On a national level, there were 34 students per 100,000 population enrolled in U.S. medical schools in the 2014-15 academic year, according to biennial data on the physician workforce from the Association of American Medical Colleges.
However, this distribution looks much different on a state-by-state level. According to the data, most medical students are concentrated in the Northeast and Midwest.
Here are eight more key findings from the report on undergraduate medical education.
- The majority of students (60.8 percent) enrolled in allopathic medical schools in the U.S. were enrolled in public schools, compared to 19 percent of students enrolled in osteopathic medical schools.
- Enrollment in public schools varied across states where such schools exist, from 8.4 per 100,000 population in Massachusetts to 84 per 100,000 in West Virginia.
- Over the last decade the total number of medical students in both allopathic and osteopathic medical schools has increased by a third in the U.S., driven slightly more by allopathic medical school enrollment.

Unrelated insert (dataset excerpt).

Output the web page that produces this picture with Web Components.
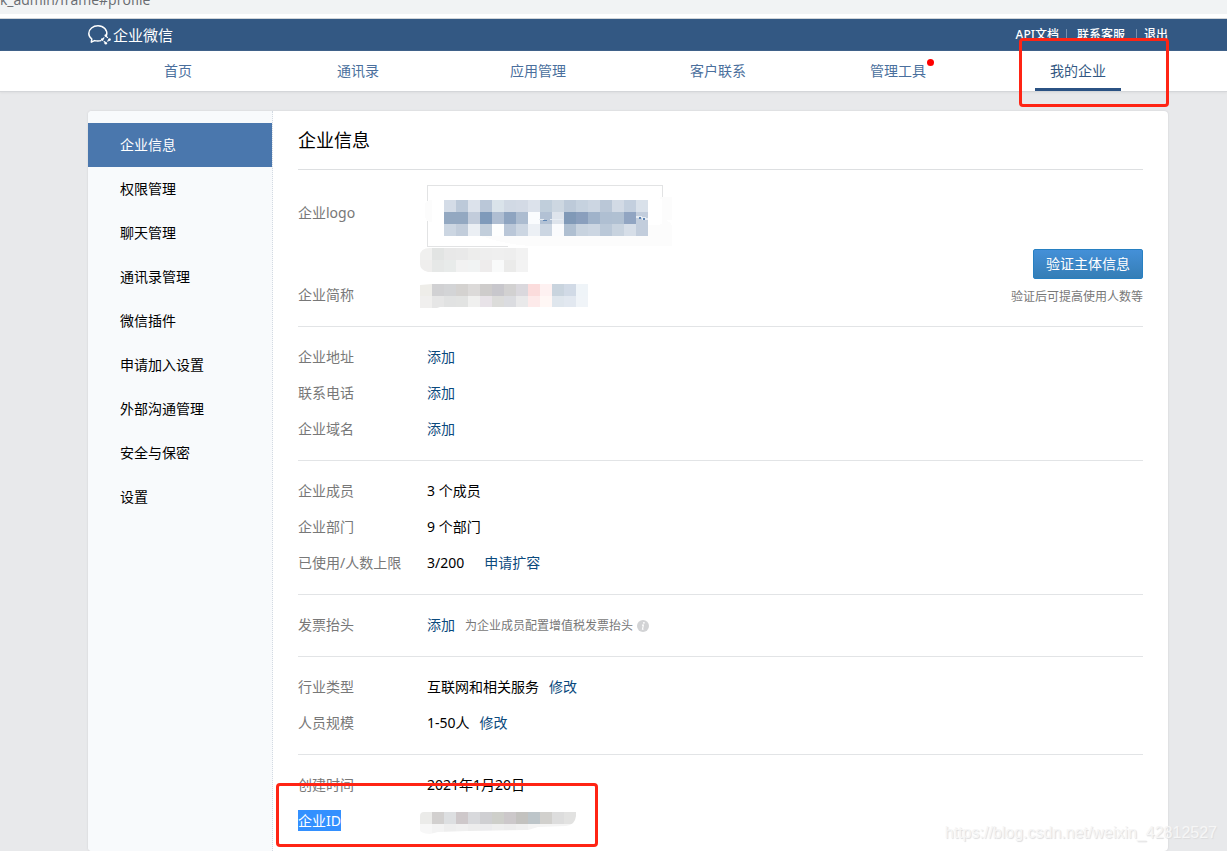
<!DOCTYPE html>
<html lang="zh-CN">
<head>
<meta charset="utf-8">
<title>企业微信 - 企业信息</title>
<style>
  html { background: #e8e9eb; }
  body { margin: 0; font: 14px/20px "Noto Sans", "Noto Sans CJK SC", sans-serif; color: #000; }
</style>
</head>
<body>
<admin-app></admin-app>

<script>
const define = (name, html, setup) => {
  const template = document.createElement('template');
  template.innerHTML = html;
  customElements.define(name, class extends HTMLElement {
    connectedCallback() {
      if (this.shadowRoot) return;
      const root = this.attachShadow({ mode: 'open' });
      root.append(template.content.cloneNode(true));
      if (setup) setup(this, root);
    }
  });
};

/* Browser address strip above the page */
define('address-strip', `
  <style>
    :host { display: flex; align-items: flex-start; height: 14px; overflow: hidden; background: #f1f3f4; border-bottom: 4px solid #fff; color: #686b70; }
    span { font: 14px/20px "Open Sans", sans-serif; margin-top: -10px; }
  </style>
  <span><slot></slot></span>`);

define('top-bar', `
  <style>
    :host { display: flex; align-items: center; justify-content: space-between; height: 32px; padding: 0 59px 0 88px; background: #335883; border-top: 1px solid #d0d4d8; color: #fff; }
    .brand { display: flex; align-items: center; gap: 2px; color: inherit; text-decoration: none; font-size: 15px; line-height: 18px; }
    svg { display: block; }
    nav { display: flex; align-items: center; font-size: 12px; font-weight: 500; line-height: 30px; }
    nav a { color: #fff; text-decoration: none; }
    i { width: 1px; height: 12px; background: #7690ae; margin: 0 7px; }
    i:first-of-type { margin-right: 10px; }
    i:last-of-type { margin-left: 11px; margin-right: 7px; }
  </style>
  <a class="brand" href="#home">
    <svg width="23" height="22" viewBox="0 0 23 22" fill="none" stroke="#fff" stroke-width="1.5" stroke-linejoin="round" aria-hidden="true">
      <path d="M18.6 11.2C19.8 6.1 15.6 1.8 10 1.8 5 1.8.8 5.2.8 9.4c0 2.3 1.2 4.2 3 5.6l-.5 3.2 3.2-1.6c2.2.6 4.4.6 6.6 0"/>
      <path stroke-width="1.2" d="M17.9 11.4c.2 1.3.9 2 2.1 2.3M21.9 15.5c-1.3.2-2 .9-2.3 2.1M17.8 19.6c-.2-1.3-.9-2-2.1-2.3M13.8 15.5c1.3-.2 2-.9 2.3-2.1"/>
      <g fill="#fff" stroke="none"><circle cx="17.8" cy="11.6" r="1.3"/><circle cx="21.5" cy="15.6" r="1.3"/><circle cx="17.8" cy="19.3" r="1.3"/><circle cx="14.2" cy="15.6" r="1.3"/></g>
    </svg>
    <span>企业微信</span>
  </a>
  <nav><a href="#api">API文档</a><i></i><a href="#service">联系客服</a><i></i><a href="#logout">退出</a></nav>`);

define('main-nav', `
  <style>
    :host { display: grid; grid-template-columns: repeat(6, 1fr); height: 40px; padding: 0 59px 0 88px; background: #fff; border-bottom: 1px solid #d4d6d9; box-shadow: 0 1px 2px #dcdddf; }
  </style>
  <slot></slot>`);

define('nav-item', `
  <style>
    :host { display: flex; justify-content: center; position: relative; }
    a { position: relative; box-sizing: border-box; height: 40px; line-height: 40px; color: #4a6f9d; text-decoration: none; }
    :host([active]) a { padding: 0 15px; border-bottom: 3px solid #2b5283; color: #335883; }
    :host([dot]) a::after { content: ""; position: absolute; top: 8px; right: -8px; width: 7px; height: 7px; border-radius: 50%; background: #f00; }
    ::slotted(mark-frame) { inset: -13px -1px -16px 31px; }
  </style>
  <a><slot></slot></a><slot name="mark"></slot>`,
  (el, root) => { root.querySelector('a').href = el.getAttribute('href'); });

/* Red annotation frame, laid over its container */
define('mark-frame', `
  <style>:host { display: block; position: absolute; box-sizing: border-box; border: 3px solid #ff2414; border-radius: 4px; pointer-events: none; z-index: 2; }</style>`);

define('side-menu', `
  <style>
    :host { display: block; width: 184px; flex: none; padding-top: 12px; background: #f8fafc; border-right: 1px dotted #d3dae2; border-radius: 4px 0 0 4px; }
  </style>
  <nav><slot></slot></nav>`);

define('side-item', `
  <style>
    :host { display: block; }
    a { display: block; padding-left: 32px; line-height: 44px; color: #000; text-decoration: none; }
    :host([active]) a { background: #4a77ad; color: #fff; }
  </style>
  <a><slot></slot></a>`,
  (el, root) => { root.querySelector('a').href = el.getAttribute('href'); });

define('info-section', `
  <style>
    :host { display: flex; justify-content: space-between; padding: 12px 0 13px; border-bottom: 1px solid #e2e4e6; }
    :host(:last-of-type) { border-bottom: 0; padding-bottom: 12px; }
    .rows { flex: 1; }
    ::slotted([slot=side]) { align-self: flex-end; }
  </style>
  <div class="rows"><slot></slot></div><slot name="side"></slot>`);

define('info-row', `
  <style>
    :host { display: flex; position: relative; line-height: 36px; min-height: 36px; }
    .label { width: 129px; flex: none; color: #787878; }
    .value { display: flex; align-items: center; }
    :host([tall]) { height: 95px; }
    :host([tall]) .label { padding-top: 13px; }
    :host([tall]) .value { align-items: flex-start; }
    :host([selected]) .label span { background: #3390ff; color: #fff; padding: 1px 0; line-height: 20px; }
    ::slotted(mark-frame) { inset: -20px auto -8px -22px; width: 322px; }
  </style>
  <div class="label"><span></span></div><div class="value"><slot></slot></div><slot name="mark"></slot>`,
  (el, root) => { root.querySelector('.label span').textContent = el.getAttribute('label'); });

define('text-link', `
  <style>
    :host { display: inline; }
    :host([after]) { margin-left: 10px; }
    :host([after=wide]) { margin-left: 20px; }
    a { color: #0b4a7d; text-decoration: none; }
  </style>
  <a href="#edit"><slot></slot></a>`);

define('field-hint', `
  <style>
    :host { display: flex; align-items: center; gap: 4px; margin-left: 10px; padding-top: 2px; font-size: 12px; line-height: 20px; color: #787878; }
    svg { display: block; }
  </style>
  <slot></slot>
  <svg width="12" height="12" viewBox="0 0 12 12" role="img" aria-label="说明"><circle cx="6" cy="6" r="6" fill="#d2d3d5"/><circle cx="6.9" cy="2.8" r=".9" fill="#fff"/><path d="M5 5.1h1.4L5.5 9.2h1" fill="none" stroke="#fff" stroke-width="1.1"/></svg>`);

define('verify-action', `
  <style>
    :host { display: flex; flex-direction: column; align-items: flex-end; gap: 9px; margin-bottom: 7px; }
    button { height: 30px; padding: 0 12px; border: 1px solid #2780c2; border-radius: 2px; background: linear-gradient(#4490d8, #357eb6); color: #fff; font: inherit; line-height: 28px; box-sizing: border-box; }
    small { font-size: 12px; line-height: 18px; color: #787878; }
  </style>
  <button type="button">验证主体信息</button>
  <small>验证后可提高使用人数等</small>`);

/* Pixelated values: rows of 12px cells, one hex colour each */
const MOSAICS = {
  logo: { height: 95,
    before: '<path d="M242.500 62V3.500H7.500V64.500H88" fill="none" stroke="#e2e3e4"/><path d="M5 24q0-6 7-6v22q-7 0-7-8zM50 50H224V43H240V15H252V38H246q6 3 6 8v18H110q-30-2-60-14z" fill="#fcfcfc"/><path d="M224 42h18V17h-14v25z" fill="#fff"/>',
    after: '<path d="M119 37h5v1h-5zM130 37h13v1h-13zM216 34h6v1h4v1h2v2h-6v-2h-6z" fill="#e6ecf3"/><path d="M123 38h4v1h-4zM219 35h2v2h-2zM223 36h2v2h-2z" fill="#5f86b4"/>',
    grids: [
      [24, 18, 12, ['d4dce7 bcc9d9 dce2eb bac7d8 dae3ea d1d9e4 d3dae5 dce2eb c0cedb cdd7e1 bdcad9 c6d2df ccd6e2 bac7d7 d2dae5 c3cfde d9e1ea',
        '93a8c1 93a8c1 c2ccdb 7f9aba afbed2 8ea4c0 acbcd0 fafcfe b2c1d4 dee4ec 8099b7 8a9fbd a0b3ca afbfd2 b0c0d2 91a5c2 c2cddc',
        'ccd6e2 c2cddb ebeff4 c2cedb fdfefe bac7d8 ccd6e2 ecf0f5 ccd6e2 fafbfd afbfd1 c8d3df ccd6e2 bac8d8 c8d3df d6dee8 c2cddc']],
      [0, 66, 12, ['f0f0ef e2e4e3 e8e8e8 e9e9e9 ededec eeeeee efefef eeeeee f2f2f2',
        'efeeed e6e8e7 e8ebea f2f2f2 f1f3f3 eeecec f9fafa ebebea f3f3f3']]] },
  name: { height: 36, grids: [[0, 7, 12, ['eeede9 d1d1d3 d3d4d6 d4d2d0 dcdad9 cecccb c8c7cc d2d1d1 dad8dd fbdcdc fef1f1 c9d4de d1dae6 eff4f8',
      'f0efee e6e6e6 e1e2e2 e2e3e2 f0f0ef e8e3e8 dcdcda dbdce0 e9e9ea fdeaea fff7f5 dfe6ed e2e8f0 f0f4f8']]] },
  id: { height: 36, grids: [[0, 9, 12, ['ebebe9 d2d0cf dddfe1 cec8ca d8d9dc cfcfd2 cecfca ccc8ca c3c2bf bdc5c9 d1d0cd dddddd e2e2e1',
      'f7f7f7 f3f3f3 eeeeee f0f0f0 ededed ececee efefef ededed f0f0f0 f4f4f4 f4f4f4 f4f4f4 f4f4f4']]] }
};
define('mosaic-block', `
  <style>:host { display: block; margin-left: -7px; } svg { display: block; }</style>`,
  (el, root) => {
    const kind = el.getAttribute('kind');
    const m = MOSAICS[kind];
    const cells = m.grids.map(([x, y, s, rows]) => rows.map((row, r) =>
      row.split(' ').map((c, i) => `<rect x="${x + i * s}" y="${y + r * s}" width="${s}" height="${s}" fill="#${c}"/>`).join('')).join('')).join('');
    const clips = {
      logo: 'M0 0H252V95H0V84V90H8Q0 88 0 82V74Q0 66 10 66H12V64H0z',
      name: 'M0 8L12 7H168V30H20L17 31H0z',
      id: 'M0 13Q0 9 4 9H156V13Q155 22 146 23L118 24 108 27 48 28 18 29 10 31Q0 30 0 27z'
    };
    root.innerHTML += `<svg width="252" height="${m.height}" viewBox="0 0 252 ${m.height}" shape-rendering="crispEdges" aria-hidden="true">
      <clipPath id="c"><path d="${clips[kind]}"/></clipPath>${m.before || ''}<g clip-path="url(#c)">${cells}</g>${m.after || ''}</svg>`;
  });

define('page-card', `
  <style>
    :host { display: flex; margin: 19px 59px 0 88px; background: #fff; border-radius: 4px; box-shadow: 0 0 2px #c8cacd; }
    main { flex: 1; min-width: 0; padding: 0 25px; }
    h1 { margin: 0; font-size: 18px; font-weight: 400; line-height: 58px; border-bottom: 1px solid #dddfe1; }
  </style>
  <slot name="menu"></slot>
  <main><h1>企业信息</h1><slot></slot></main>`);

define('water-mark', `
  <style>:host { position: absolute; right: 10px; bottom: 8px; font: 16px/20px "Liberation Sans", sans-serif; color: #f6f6f6; text-shadow: 1px 1px 1px #dcdcdd; z-index: 3; }</style>
  <slot></slot>`);

define('admin-app', `
  <style>:host { display: block; position: relative; min-height: 100vh; }</style>
  <address-strip>k_admin/frame#profile</address-strip>
  <top-bar></top-bar>
  <main-nav>
    <nav-item href="#index">首页</nav-item>
    <nav-item href="#contacts">通讯录</nav-item>
    <nav-item href="#apps">应用管理</nav-item>
    <nav-item href="#customer">客户联系</nav-item>
    <nav-item href="#tools" dot>管理工具</nav-item>
    <nav-item href="#profile" active>我的企业<mark-frame slot="mark"></mark-frame></nav-item>
  </main-nav>
  <page-card>
    <side-menu slot="menu">
      <side-item href="#profile" active>企业信息</side-item>
      <side-item href="#role">权限管理</side-item>
      <side-item href="#chat">聊天管理</side-item>
      <side-item href="#book">通讯录管理</side-item>
      <side-item href="#plugin">微信插件</side-item>
      <side-item href="#join">申请加入设置</side-item>
      <side-item href="#external">外部沟通管理</side-item>
      <side-item href="#security">安全与保密</side-item>
      <side-item href="#setting">设置</side-item>
    </side-menu>
    <info-section>
      <info-row label="企业logo" tall><mosaic-block kind="logo"></mosaic-block></info-row>
      <info-row label="企业简称"><mosaic-block kind="name"></mosaic-block></info-row>
      <verify-action slot="side"></verify-action>
    </info-section>
    <info-section>
      <info-row label="企业地址"><text-link>添加</text-link></info-row>
      <info-row label="联系电话"><text-link>添加</text-link></info-row>
      <info-row label="企业域名"><text-link>添加</text-link></info-row>
    </info-section>
    <info-section>
      <info-row label="企业成员">3 个成员</info-row>
      <info-row label="企业部门">9 个部门</info-row>
      <info-row label="已使用/人数上限">3/200<text-link after="wide">申请扩容</text-link></info-row>
    </info-section>
    <info-section>
      <info-row label="发票抬头"><text-link>添加</text-link><field-hint>为企业成员配置增值税发票抬头</field-hint></info-row>
    </info-section>
    <info-section>
      <info-row label="行业类型">互联网和相关服务<text-link after>修改</text-link></info-row>
      <info-row label="人员规模">1-50人<text-link after>修改</text-link></info-row>
    </info-section>
    <info-section>
      <info-row label="创建时间">2021年1月20日</info-row>
      <info-row label="企业ID" selected><mosaic-block kind="id"></mosaic-block><mark-frame slot="mark"></mark-frame></info-row>
    </info-section>
  </page-card>
  <water-mark>https://blog.csdn.net/weixin_42812527</water-mark>`);
</script>
</body>
</html>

- Only Utah experienced a decrease in enrollment, of 7.7 percent.
- More than half of states (28 and Puerto Rico) increased medical school enrollment by 20 percent or more.
- In the 2014-15 year, 61.6 percent of new students in allopathic medical schools matriculated in their home state, led by Puerto Rico and Louisiana, were more than 90 percent of new medical students matriculated in state.
- New Hampshire was the lowest for in-state matriculation, at a rate of 8.7 percent.
- Alaska, Idaho, Montana and Wyoming do not have medical schools.